Psychosocial Variables Influencing Divorce in Marriages Involving Swedish Immigrants and Native Swedes

  •  Imaobong Olsson    


This study aimed to explore the perceptions and experiences of divorced Swedish immigrants previously married to Swedish natives through the lenses of their cultural beliefs. Literature in thematic areas was reviewed. For the methodology, the grounded theory was adopted to provide the theoretical underpinning for the study, and the researcher used a qualitative research approach with a semi-structured interview with open-ended questions. Purposive and snowball sampling techniques were used to identify and recruit the participants. The research was conducted in three Swedish cities: Lund, Malmö, and Karlstad. The participants consisted of ten different immigrant men and women. The ages of participants ranged from 26 to 58 years.

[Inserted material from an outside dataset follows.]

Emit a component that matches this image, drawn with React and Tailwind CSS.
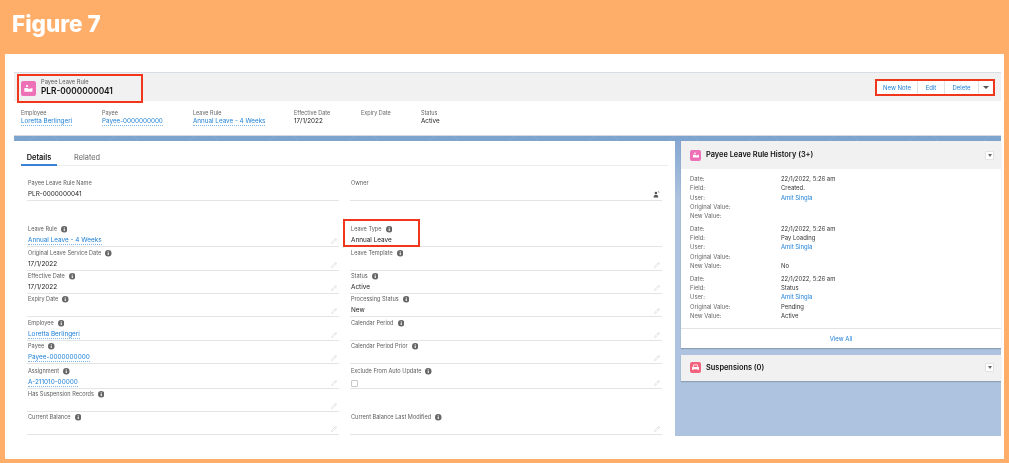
import React from 'react';
import { Pencil } from 'lucide-react';

const InfoIcon = () => (
  <svg viewBox="0 0 12 12" className="w-[6.5px] h-[6.5px] shrink-0">
    <circle cx="6" cy="6" r="6" fill="#666" />
    <rect x="5" y="5" width="2" height="4.2" fill="#fff" />
    <rect x="5" y="2.6" width="2" height="1.6" fill="#fff" />
  </svg>
);

const LeaveIcon = ({ size }) => (
  <div className={`${size} rounded-[2px] bg-[#ee70b6] flex items-center justify-center shrink-0`}>
    <svg viewBox="0 0 16 16" className="w-[72%] h-[72%]" fill="#fff">
      <circle cx="6" cy="4.5" r="1.7" />
      <path d="M2 7.5h5l1.5 1.5L14 7.5v5.5H2z" />
    </svg>
  </div>
);

const CarIcon = () => (
  <div className="w-[11px] h-[11px] rounded-[2px] bg-[#f2637e] flex items-center justify-center shrink-0">
    <svg viewBox="0 0 16 16" className="w-[9px] h-[9px]" fill="#fff">
      <path d="M4.5 2.5h7L13 7h1v5.5h-2.2V11H4.2v1.5H2V7h1zM5.3 4 4.6 7h6.8l-.7-3z" />
    </svg>
  </div>
);

const LockIcon = () => (
  <svg viewBox="0 0 12 12" className="w-[7px] h-[7px] shrink-0 mb-[2px]" fill="#555">
    <circle cx="5" cy="3.6" r="2.2" />
    <path d="M1 11c0-3 1.6-4 4-4s4 1 4 4z" />
    <path d="M8 1.2a2 2 0 0 1 3 1.6h-1a1 1 0 0 0-1.6-.8z" />
  </svg>
);

const MenuButton = () => (
  <div className="w-[9px] h-[9px] bg-white border border-[#e2e2e2] rounded-[1px] flex items-center justify-center">
    <div className="w-0 h-0 border-l-[2.5px] border-r-[2.5px] border-t-[3px] border-l-transparent border-r-transparent border-t-[#666]" />
  </div>
);

const ValueLink = ({ children }) => (
  <span className="text-[#1b7fd8] border-b border-dotted border-[#7db5e8] leading-[7px]">{children}</span>
);

const Field = ({ label, info = true, value, link, editIcon = 'pencil', checkbox, height }) => (
  <div className={`${height} border-b border-[#e4e4e4] pl-[1px] pr-[2px] flex flex-col justify-end`}>
    <div className="flex items-center gap-[4px] text-[5.6px] text-[#5c5c5c] h-[9px] mb-[3px]">
      <span>{label}</span>
      {info && <InfoIcon />}
    </div>
    <div className="flex items-end justify-between h-[9px] text-[6.4px] text-[#222]">
      <span>
        {link ? <ValueLink>{value}</ValueLink> : value}
        {checkbox && <span className="block w-[7px] h-[7px] border border-[#c9c9c9] rounded-[1px] mb-[1px]" />}
      </span>
      {editIcon === 'pencil' && <Pencil size={6} color="#c4c4c4" strokeWidth={1.6} className="shrink-0 mb-[2px]" />}
      {editIcon === 'lock' && <LockIcon />}
    </div>
  </div>
);

const highlights = [
  { label: 'Employee', value: 'Loretta Berlingeri', link: true, width: 'w-[81px]' },
  { label: 'Payee', value: 'Payee-0000000000', link: true, width: 'w-[91px]' },
  { label: 'Leave Rule', value: 'Annual Leave - 4 Weeks', link: true, width: 'w-[101px]' },
  { label: 'Effective Date', value: '17/1/2022', width: 'w-[67px]' },
  { label: 'Expiry Date', value: '', width: 'w-[60px]' },
  { label: 'Status', value: 'Active', width: 'w-[60px]' },
];

const rows = [
  { height: 'h-[24px]', left: { label: 'Original Leave Service Date', value: '17/1/2022' }, right: { label: 'Leave Template' } },
  { height: 'h-[23px]', left: { label: 'Effective Date', value: '17/1/2022' }, right: { label: 'Status', value: 'Active' } },
  { height: 'h-[23px]', left: { label: 'Expiry Date' }, right: { label: 'Processing Status', value: 'New' } },
  { height: 'h-[24px]', left: { label: 'Employee', value: 'Loretta Berlingeri', link: true }, right: { label: 'Calendar Period' } },
  { height: 'h-[23px]', left: { label: 'Payee', value: 'Payee-0000000000', link: true }, right: { label: 'Calendar Period Prior' } },
  { height: 'h-[25px]', left: { label: 'Assignment', value: 'A-211010-00000', link: true }, right: { label: 'Exclude From Auto Update', checkbox: true } },
];

const history = [
  [
    ['Date:', '22/1/2022, 5:26 am'],
    ['Field:', 'Created.'],
    ['User:', 'Amit Singla', true],
    ['Original Value:', ''],
    ['New Value:', ''],
  ],
  [
    ['Date:', '22/1/2022, 5:26 am'],
    ['Field:', 'Pay Loading'],
    ['User:', 'Amit Singla', true],
    ['Original Value:', ''],
    ['New Value:', 'No'],
  ],
  [
    ['Date:', '22/1/2022, 5:26 am'],
    ['Field:', 'Status'],
    ['User:', 'Amit Singla', true],
    ['Original Value:', 'Pending'],
    ['New Value:', 'Active'],
  ],
];

const Band = () => (
  <div className="h-[6px] bg-[#7da3cf] border-t border-[#d4d8de] overflow-hidden">
    <svg viewBox="0 0 987 6" className="w-full h-[6px] block" fill="none" stroke="#94b5da" strokeWidth="0.6">
      {[30, 110, 190, 270, 350, 430, 510, 590, 670, 750, 830, 910, 985].map((x) => (
        <circle key={x} cx={x} cy="14" r="17" />
      ))}
    </svg>
  </div>
);

export default function App() {
  return (
    <div className="w-[1009px] h-[463px] bg-[#ffae69] overflow-hidden flex flex-col font-['Inter',sans-serif] blur-[0.3px]">
      <div className="h-[54px] pl-[12px] pb-[6px] flex items-center shrink-0">
        <h1 className="text-[22.5px] font-extrabold text-white leading-none">Figure 7</h1>
      </div>

      <div className="ml-[5px] mr-[5px] h-[405px] bg-white pt-[18px] pl-[9px] pr-[3px]">
        {/* Record header */}
        <div className="h-[29px] bg-[#f1f1f1] border-t border-[#d8dde6] flex justify-between">
          <div className="ml-[3px] mt-[1px] w-[126px] h-[29px] border-2 border-[#f0371c] flex items-center pl-[2px] gap-[5px]">
            <LeaveIcon size="w-[15px] h-[15px]" />
            <div className="-mt-[3px]">
              <div className="text-[5.7px] text-[#5c5c5c] leading-[8px]">Payee Leave Rule</div>
              <div className="text-[8.3px] font-semibold text-[#111] leading-[10px]">PLR-0000000041</div>
            </div>
          </div>
          <div className="mr-[6px] mt-[6px] h-[17px] w-[120px] border-2 border-[#f0371c] bg-white flex items-center text-[6px] text-[#1b7fd8]">
            <div className="w-[41px] text-center border-r border-[#e2e2e2] leading-[13px]">New Note</div>
            <div className="w-[27px] text-center border-r border-[#e2e2e2] leading-[13px]">Edit</div>
            <div className="w-[34px] text-center border-r border-[#e2e2e2] leading-[13px]">Delete</div>
            <div className="flex-1 flex justify-center">
              <div className="w-0 h-0 border-l-[3px] border-r-[3px] border-t-[3px] border-l-transparent border-r-transparent border-t-[#555]" />
            </div>
          </div>
        </div>

        {/* Highlights */}
        <div className="h-[34px] pl-[7px] pt-[8px] flex">
          {highlights.map((h) => (
            <div key={h.label} className={h.width}>
              <div className="text-[5.5px] text-[#666] leading-[8px]">{h.label}</div>
              <div className="text-[6.3px] text-[#222] leading-[9px]">
                {h.link ? <ValueLink>{h.value}</ValueLink> : h.value}
              </div>
            </div>
          ))}
        </div>

        <Band />

        <div className="h-[295px] flex">
          {/* Details card */}
          <div className="w-[661px] bg-white">
            <div className="h-[25px] mx-[7px] border-b border-[#ececec] flex items-end text-[7.4px]">
              <div className="w-[36px] h-[13px] text-center font-semibold text-[#111] border-b-2 border-[#3b82d6] -mb-[1px] leading-[9px]">Details</div>
              <div className="ml-[17px] h-[12px] text-[#666] leading-[9px]">Related</div>
            </div>
            <div className="mt-[12px] px-[13px]">
              <div className="grid grid-cols-2 gap-x-[11px]">
                <Field height="h-[23px]" label="Payee Leave Rule Name" info={false} value="PLR-0000000041" editIcon="none" />
                <Field height="h-[23px]" label="Owner" info={false} editIcon="lock" />
              </div>
              <div className="h-[23px]" />
              <div className="grid grid-cols-2 gap-x-[11px]">
                <Field height="h-[23px]" label="Leave Rule" value="Annual Leave - 4 Weeks" link />
                <div className="h-[23px] relative">
                  <Field height="h-[23px]" label="Leave Type" value="Annual Leave" editIcon="none" />
                  <div className="absolute -left-[7px] -top-[5px] w-[77px] h-[28px] border-2 border-[#f0371c]" />
                </div>
                {rows.map((r) => (
                  <React.Fragment key={r.left.label}>
                    <Field height={r.height} {...r.left} />
                    <Field height={r.height} {...r.right} />
                  </React.Fragment>
                ))}
                <Field height="h-[23px]" label="Has Suspension Records" />
                <div className="h-[23px]" />
                <Field height="h-[23px]" label="Current Balance" />
                <Field height="h-[23px]" label="Current Balance Last Modified" />
              </div>
            </div>
          </div>

          {/* Sidebar */}
          <div className="w-[326px] pl-[6px] bg-linear-to-b from-[#86a8d2] to-[#aec3df] to-[20%] bg-[#aec3df]">
            <div className="bg-white shadow-[0_1px_1px_rgba(80,90,110,0.35)]">
              <div className="h-[28px] bg-[#f1f1f1] pl-[9px] pr-[7px] flex items-center gap-[5px]">
                <LeaveIcon size="w-[11px] h-[11px]" />
                <span className="flex-1 text-[7.4px] font-semibold text-[#111]">Payee Leave Rule History (3+)</span>
                <MenuButton />
              </div>
              <div className="pt-[6px] pl-[9px] flex flex-col gap-[4px] text-[5.9px]">
                {history.map((block, i) => (
                  <div key={i}>
                    {block.map(([k, v, isLink]) => (
                      <div key={k} className="flex h-[9.2px] items-center">
                        <span className="w-[91px] text-[#666]">{k}</span>
                        <span className={isLink ? 'text-[#1b7fd8]' : 'text-[#333]'}>{v}</span>
                      </div>
                    ))}
                  </div>
                ))}
              </div>
              <div className="mt-[7px] h-[20px] border-t border-[#e4e4e4] flex items-center justify-center text-[6px] text-[#1b7fd8]">
                View All
              </div>
            </div>
            <div className="mt-[7px] h-[26px] bg-[#f1f1f1] shadow-[0_1px_1px_rgba(80,90,110,0.35)] pl-[9px] pr-[7px] flex items-center gap-[5px]">
              <CarIcon />
              <span className="flex-1 text-[7.4px] font-semibold text-[#111]">Suspensions (0)</span>
              <MenuButton />
            </div>
          </div>
        </div>
      </div>
    </div>
  );
}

The participants were limited to immigrants who were married to Swedish natives but are now divorced. They were married for more than 2 years and divorced for more than 5 years. The result revealed that attitude change, communication, abuse, controlling behavior, ‘studying each other,’ cultural acceptance, accommodating each other, and traumatic experiences are associated with the high divorce rates in marriages between Swedish immigrants and native Swedes, as opposed to the comparatively lower divorce rates found in marriages between Swedish-born citizens. It can be challenging when immigrants and native Swedes who are married hold on to their cultural norms and beliefs. The findings will help enlighten would-be spouses on the need to familiarize themselves with the cultural values of their would-be partners before they get into marriage and adds insight into the pattern of divorce commonly experienced among immigrants in Sweden.